**EXERCISE OBJECTIVE**
In the material below, find how many lines contain the string "with". Write only that number.
# Start of AVAILABLE DATA
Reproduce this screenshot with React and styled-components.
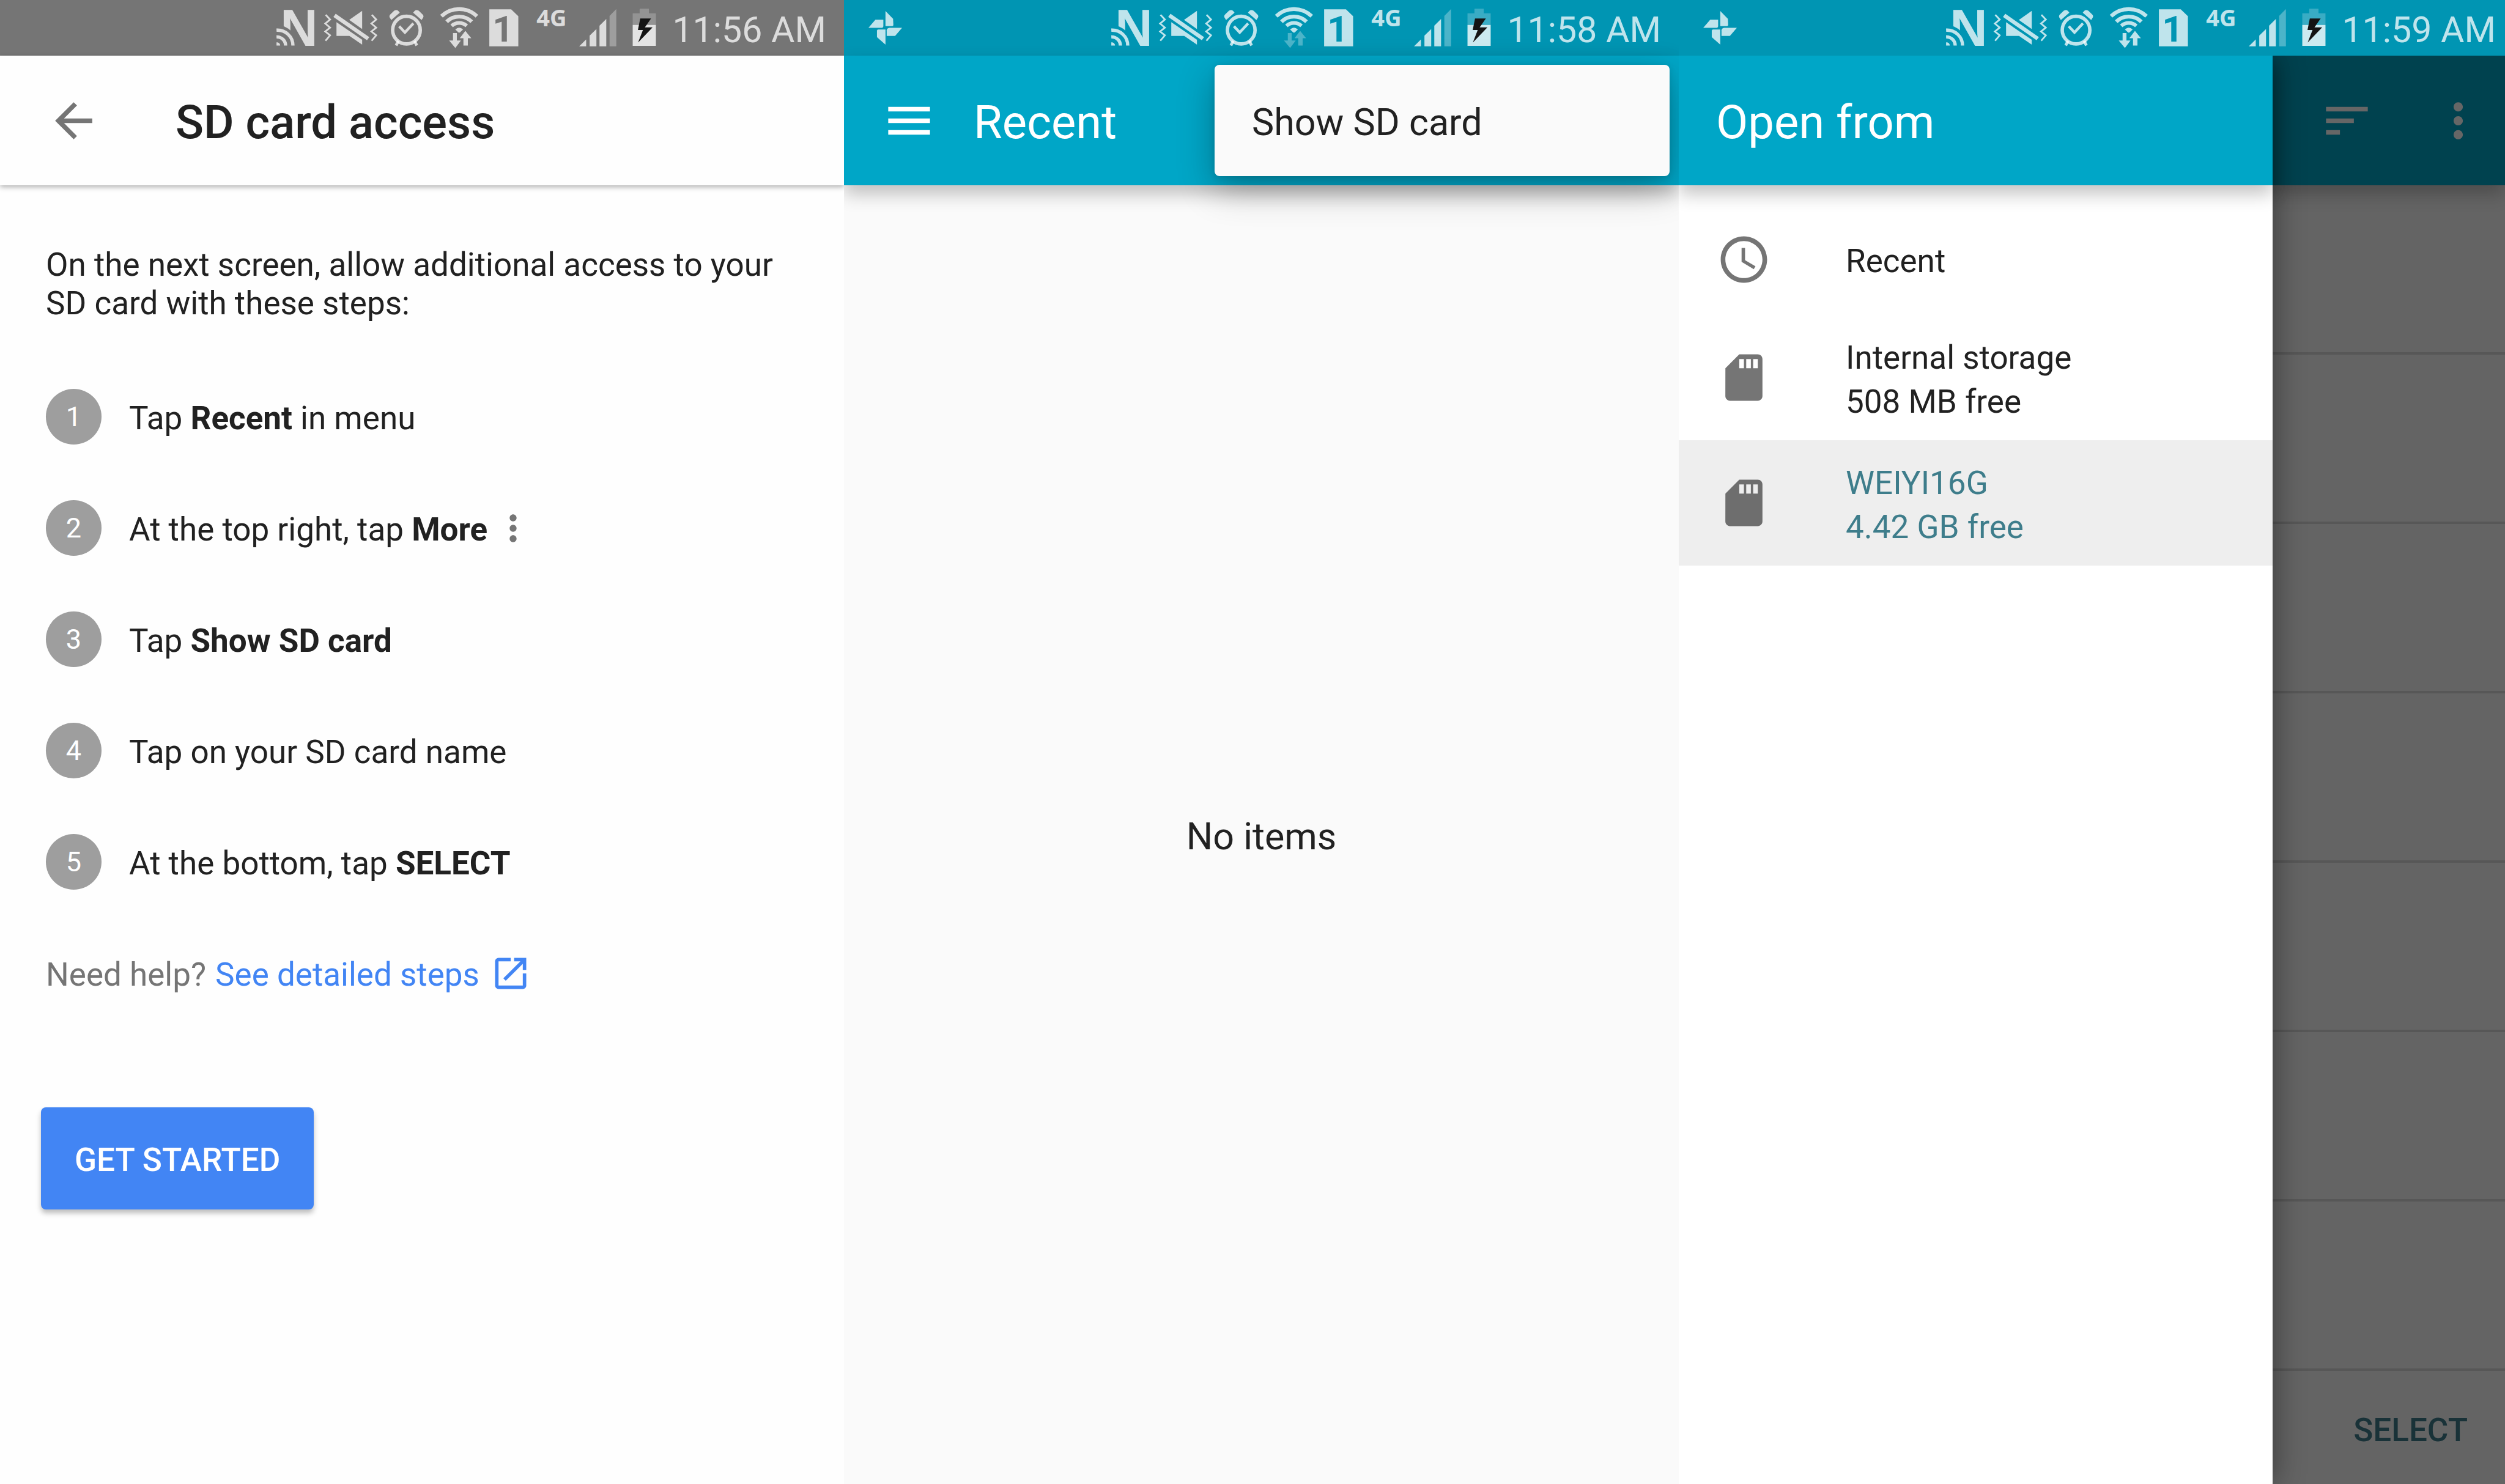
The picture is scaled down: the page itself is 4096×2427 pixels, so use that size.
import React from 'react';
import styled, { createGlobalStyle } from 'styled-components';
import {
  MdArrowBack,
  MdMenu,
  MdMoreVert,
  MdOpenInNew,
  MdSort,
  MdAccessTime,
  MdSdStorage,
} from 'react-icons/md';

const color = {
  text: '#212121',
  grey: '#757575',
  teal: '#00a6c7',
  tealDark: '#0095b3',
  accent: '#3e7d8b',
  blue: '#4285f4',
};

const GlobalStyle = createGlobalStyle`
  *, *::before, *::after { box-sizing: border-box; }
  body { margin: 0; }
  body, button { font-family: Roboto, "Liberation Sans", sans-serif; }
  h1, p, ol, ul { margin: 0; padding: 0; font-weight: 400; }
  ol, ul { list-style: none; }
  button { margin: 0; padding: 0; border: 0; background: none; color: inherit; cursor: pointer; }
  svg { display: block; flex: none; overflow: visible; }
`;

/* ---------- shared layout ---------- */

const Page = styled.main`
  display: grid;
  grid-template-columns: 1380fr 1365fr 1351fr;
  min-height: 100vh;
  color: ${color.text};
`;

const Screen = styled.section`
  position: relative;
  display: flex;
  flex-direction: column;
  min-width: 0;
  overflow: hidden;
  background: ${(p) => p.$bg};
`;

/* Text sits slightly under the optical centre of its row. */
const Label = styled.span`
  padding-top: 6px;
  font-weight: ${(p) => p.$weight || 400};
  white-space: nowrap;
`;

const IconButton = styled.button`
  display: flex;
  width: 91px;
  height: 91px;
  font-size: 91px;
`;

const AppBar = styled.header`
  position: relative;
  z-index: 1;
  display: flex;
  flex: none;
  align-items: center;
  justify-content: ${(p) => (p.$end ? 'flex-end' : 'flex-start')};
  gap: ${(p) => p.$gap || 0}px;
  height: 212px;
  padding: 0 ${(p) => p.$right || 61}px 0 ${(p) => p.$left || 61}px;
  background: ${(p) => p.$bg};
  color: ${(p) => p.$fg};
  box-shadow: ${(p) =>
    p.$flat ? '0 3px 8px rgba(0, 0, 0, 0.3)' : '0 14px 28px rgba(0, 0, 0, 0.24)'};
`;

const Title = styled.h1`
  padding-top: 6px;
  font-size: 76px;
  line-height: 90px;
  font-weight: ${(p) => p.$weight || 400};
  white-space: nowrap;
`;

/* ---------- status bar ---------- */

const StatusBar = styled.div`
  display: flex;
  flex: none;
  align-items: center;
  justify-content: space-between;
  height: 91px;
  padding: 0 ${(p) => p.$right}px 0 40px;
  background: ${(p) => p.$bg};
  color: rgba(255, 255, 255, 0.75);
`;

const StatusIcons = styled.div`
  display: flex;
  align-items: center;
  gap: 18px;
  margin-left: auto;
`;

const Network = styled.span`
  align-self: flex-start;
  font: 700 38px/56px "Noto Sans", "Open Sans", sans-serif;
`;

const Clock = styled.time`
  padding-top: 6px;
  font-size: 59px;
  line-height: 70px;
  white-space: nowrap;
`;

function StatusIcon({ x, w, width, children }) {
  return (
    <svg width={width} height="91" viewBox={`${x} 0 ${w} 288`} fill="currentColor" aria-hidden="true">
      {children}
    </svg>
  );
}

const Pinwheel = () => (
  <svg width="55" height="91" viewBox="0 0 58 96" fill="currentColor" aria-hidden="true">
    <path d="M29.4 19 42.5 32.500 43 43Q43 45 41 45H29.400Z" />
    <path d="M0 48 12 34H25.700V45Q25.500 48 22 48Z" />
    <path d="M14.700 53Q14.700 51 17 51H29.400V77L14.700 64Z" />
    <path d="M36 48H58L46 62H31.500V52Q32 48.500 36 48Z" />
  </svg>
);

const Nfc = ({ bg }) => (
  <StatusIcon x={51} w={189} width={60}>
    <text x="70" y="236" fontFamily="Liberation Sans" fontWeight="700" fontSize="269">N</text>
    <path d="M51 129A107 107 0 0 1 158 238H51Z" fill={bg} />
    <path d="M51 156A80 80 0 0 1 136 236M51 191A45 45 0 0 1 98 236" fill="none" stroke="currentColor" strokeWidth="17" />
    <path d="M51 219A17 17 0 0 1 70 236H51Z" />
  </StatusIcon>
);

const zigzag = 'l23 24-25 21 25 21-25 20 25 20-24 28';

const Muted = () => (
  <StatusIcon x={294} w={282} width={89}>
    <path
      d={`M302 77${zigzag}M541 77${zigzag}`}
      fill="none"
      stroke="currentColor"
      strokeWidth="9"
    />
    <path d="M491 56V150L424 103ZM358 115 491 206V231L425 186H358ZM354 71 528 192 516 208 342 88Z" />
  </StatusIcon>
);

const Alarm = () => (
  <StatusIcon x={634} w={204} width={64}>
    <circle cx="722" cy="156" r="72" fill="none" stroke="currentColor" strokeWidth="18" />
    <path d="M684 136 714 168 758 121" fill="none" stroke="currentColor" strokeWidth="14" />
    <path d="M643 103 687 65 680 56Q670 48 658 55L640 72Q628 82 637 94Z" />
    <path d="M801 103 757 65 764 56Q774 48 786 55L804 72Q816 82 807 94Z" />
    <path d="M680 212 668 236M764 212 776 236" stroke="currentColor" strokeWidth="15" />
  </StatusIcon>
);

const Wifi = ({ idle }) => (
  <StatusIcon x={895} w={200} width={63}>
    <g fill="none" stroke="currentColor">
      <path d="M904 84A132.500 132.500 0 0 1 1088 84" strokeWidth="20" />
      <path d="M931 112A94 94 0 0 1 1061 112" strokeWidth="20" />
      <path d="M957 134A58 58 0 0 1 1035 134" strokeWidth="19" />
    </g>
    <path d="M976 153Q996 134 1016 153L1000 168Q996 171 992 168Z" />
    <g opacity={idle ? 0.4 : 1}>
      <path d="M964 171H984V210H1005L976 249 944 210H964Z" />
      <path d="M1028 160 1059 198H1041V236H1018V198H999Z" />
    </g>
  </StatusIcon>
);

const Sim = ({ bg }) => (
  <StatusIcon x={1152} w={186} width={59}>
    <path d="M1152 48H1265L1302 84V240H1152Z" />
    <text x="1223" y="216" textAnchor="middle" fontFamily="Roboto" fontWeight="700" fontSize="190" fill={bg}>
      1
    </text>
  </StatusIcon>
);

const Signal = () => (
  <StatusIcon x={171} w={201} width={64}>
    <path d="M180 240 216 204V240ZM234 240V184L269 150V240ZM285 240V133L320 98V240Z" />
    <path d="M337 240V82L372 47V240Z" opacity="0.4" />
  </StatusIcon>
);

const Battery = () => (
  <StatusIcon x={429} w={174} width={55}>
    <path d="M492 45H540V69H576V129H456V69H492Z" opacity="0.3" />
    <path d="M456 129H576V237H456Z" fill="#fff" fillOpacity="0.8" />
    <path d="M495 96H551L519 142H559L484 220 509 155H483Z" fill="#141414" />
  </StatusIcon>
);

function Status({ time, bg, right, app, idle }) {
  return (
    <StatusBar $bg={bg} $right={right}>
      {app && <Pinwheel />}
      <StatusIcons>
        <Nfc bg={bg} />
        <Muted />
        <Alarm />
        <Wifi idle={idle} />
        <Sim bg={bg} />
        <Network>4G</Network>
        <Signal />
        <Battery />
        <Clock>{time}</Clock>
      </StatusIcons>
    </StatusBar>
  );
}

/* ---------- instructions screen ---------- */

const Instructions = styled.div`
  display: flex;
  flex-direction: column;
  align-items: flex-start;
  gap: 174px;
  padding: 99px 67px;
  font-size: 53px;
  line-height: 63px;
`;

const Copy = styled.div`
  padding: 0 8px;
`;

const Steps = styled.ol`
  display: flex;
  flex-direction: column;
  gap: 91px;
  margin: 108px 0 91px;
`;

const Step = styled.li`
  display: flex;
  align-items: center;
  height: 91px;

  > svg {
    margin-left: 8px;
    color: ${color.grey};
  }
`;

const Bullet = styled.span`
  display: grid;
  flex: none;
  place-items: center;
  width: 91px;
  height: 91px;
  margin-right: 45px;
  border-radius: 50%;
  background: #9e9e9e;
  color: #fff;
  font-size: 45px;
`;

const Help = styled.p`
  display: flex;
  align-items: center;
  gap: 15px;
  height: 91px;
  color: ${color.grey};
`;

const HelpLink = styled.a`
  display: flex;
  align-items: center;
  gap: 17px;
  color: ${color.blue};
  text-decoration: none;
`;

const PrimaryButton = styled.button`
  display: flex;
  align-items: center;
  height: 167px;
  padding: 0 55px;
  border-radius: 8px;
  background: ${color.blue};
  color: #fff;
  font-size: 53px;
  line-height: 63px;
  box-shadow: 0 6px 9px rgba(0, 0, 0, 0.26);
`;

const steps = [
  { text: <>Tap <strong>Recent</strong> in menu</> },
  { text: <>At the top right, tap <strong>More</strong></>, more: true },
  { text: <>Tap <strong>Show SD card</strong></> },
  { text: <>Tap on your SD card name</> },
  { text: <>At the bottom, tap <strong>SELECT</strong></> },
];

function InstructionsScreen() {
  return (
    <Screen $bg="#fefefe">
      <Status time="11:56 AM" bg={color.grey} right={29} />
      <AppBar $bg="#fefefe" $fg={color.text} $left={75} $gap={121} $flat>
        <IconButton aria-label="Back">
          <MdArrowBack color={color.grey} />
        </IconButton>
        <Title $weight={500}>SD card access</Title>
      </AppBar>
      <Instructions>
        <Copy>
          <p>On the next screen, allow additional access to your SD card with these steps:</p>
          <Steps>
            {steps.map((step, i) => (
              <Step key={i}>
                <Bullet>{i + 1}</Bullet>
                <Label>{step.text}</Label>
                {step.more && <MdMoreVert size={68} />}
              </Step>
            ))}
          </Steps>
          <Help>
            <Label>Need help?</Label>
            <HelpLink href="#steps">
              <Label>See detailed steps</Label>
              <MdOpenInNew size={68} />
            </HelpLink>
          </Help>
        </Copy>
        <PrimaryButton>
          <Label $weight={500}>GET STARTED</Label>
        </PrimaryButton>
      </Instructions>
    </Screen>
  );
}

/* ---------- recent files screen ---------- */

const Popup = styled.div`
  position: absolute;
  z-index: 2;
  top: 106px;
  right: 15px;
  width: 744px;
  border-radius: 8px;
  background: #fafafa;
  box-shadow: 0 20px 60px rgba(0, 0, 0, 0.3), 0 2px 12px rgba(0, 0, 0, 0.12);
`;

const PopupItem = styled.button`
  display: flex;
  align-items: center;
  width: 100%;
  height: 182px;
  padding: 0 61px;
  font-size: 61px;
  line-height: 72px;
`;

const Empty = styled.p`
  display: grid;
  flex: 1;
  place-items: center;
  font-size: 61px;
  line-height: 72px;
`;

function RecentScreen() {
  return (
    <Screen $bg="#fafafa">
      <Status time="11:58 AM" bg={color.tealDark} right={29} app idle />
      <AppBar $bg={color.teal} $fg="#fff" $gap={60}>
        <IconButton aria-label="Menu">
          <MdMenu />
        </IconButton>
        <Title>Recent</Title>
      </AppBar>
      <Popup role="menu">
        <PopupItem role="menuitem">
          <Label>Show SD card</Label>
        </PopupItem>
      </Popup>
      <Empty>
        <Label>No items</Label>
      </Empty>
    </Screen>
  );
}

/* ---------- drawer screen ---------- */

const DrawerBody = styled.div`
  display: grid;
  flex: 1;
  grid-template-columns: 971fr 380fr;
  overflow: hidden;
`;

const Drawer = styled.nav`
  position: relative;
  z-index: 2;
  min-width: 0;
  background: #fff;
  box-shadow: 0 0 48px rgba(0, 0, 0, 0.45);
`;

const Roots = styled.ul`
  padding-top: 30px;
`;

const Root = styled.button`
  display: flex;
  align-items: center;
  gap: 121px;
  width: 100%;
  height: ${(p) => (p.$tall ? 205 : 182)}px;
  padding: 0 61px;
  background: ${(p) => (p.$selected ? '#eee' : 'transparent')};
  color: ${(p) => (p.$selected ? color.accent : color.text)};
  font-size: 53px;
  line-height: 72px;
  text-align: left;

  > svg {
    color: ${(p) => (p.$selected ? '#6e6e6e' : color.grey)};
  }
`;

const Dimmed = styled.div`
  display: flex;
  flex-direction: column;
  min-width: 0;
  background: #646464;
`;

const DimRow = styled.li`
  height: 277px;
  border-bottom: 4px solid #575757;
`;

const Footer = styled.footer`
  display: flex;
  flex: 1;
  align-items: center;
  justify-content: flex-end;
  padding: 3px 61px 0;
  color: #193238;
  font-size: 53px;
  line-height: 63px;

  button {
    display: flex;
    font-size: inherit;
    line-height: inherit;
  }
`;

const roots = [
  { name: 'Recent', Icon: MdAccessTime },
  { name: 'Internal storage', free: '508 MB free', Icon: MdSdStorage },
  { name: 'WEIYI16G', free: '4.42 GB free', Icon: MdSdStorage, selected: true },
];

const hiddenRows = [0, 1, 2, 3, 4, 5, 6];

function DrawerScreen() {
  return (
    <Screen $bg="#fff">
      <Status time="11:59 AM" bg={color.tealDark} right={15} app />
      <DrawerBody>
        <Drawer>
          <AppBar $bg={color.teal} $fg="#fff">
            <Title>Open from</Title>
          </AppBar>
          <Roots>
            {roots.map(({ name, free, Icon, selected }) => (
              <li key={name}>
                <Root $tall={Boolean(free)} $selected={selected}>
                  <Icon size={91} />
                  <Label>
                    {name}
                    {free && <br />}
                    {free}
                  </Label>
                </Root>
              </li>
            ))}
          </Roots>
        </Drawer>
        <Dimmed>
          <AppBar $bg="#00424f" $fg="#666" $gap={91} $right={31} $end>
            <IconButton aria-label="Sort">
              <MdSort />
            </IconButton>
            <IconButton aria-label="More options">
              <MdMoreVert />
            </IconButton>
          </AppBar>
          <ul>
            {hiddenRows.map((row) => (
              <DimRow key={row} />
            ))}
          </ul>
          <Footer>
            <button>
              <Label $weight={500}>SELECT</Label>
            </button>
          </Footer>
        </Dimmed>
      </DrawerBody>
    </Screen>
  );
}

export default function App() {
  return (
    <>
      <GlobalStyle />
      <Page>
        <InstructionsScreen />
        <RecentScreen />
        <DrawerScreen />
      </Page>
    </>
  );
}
# End of AVAILABLE DATA
**EXERCISE RESULT**
2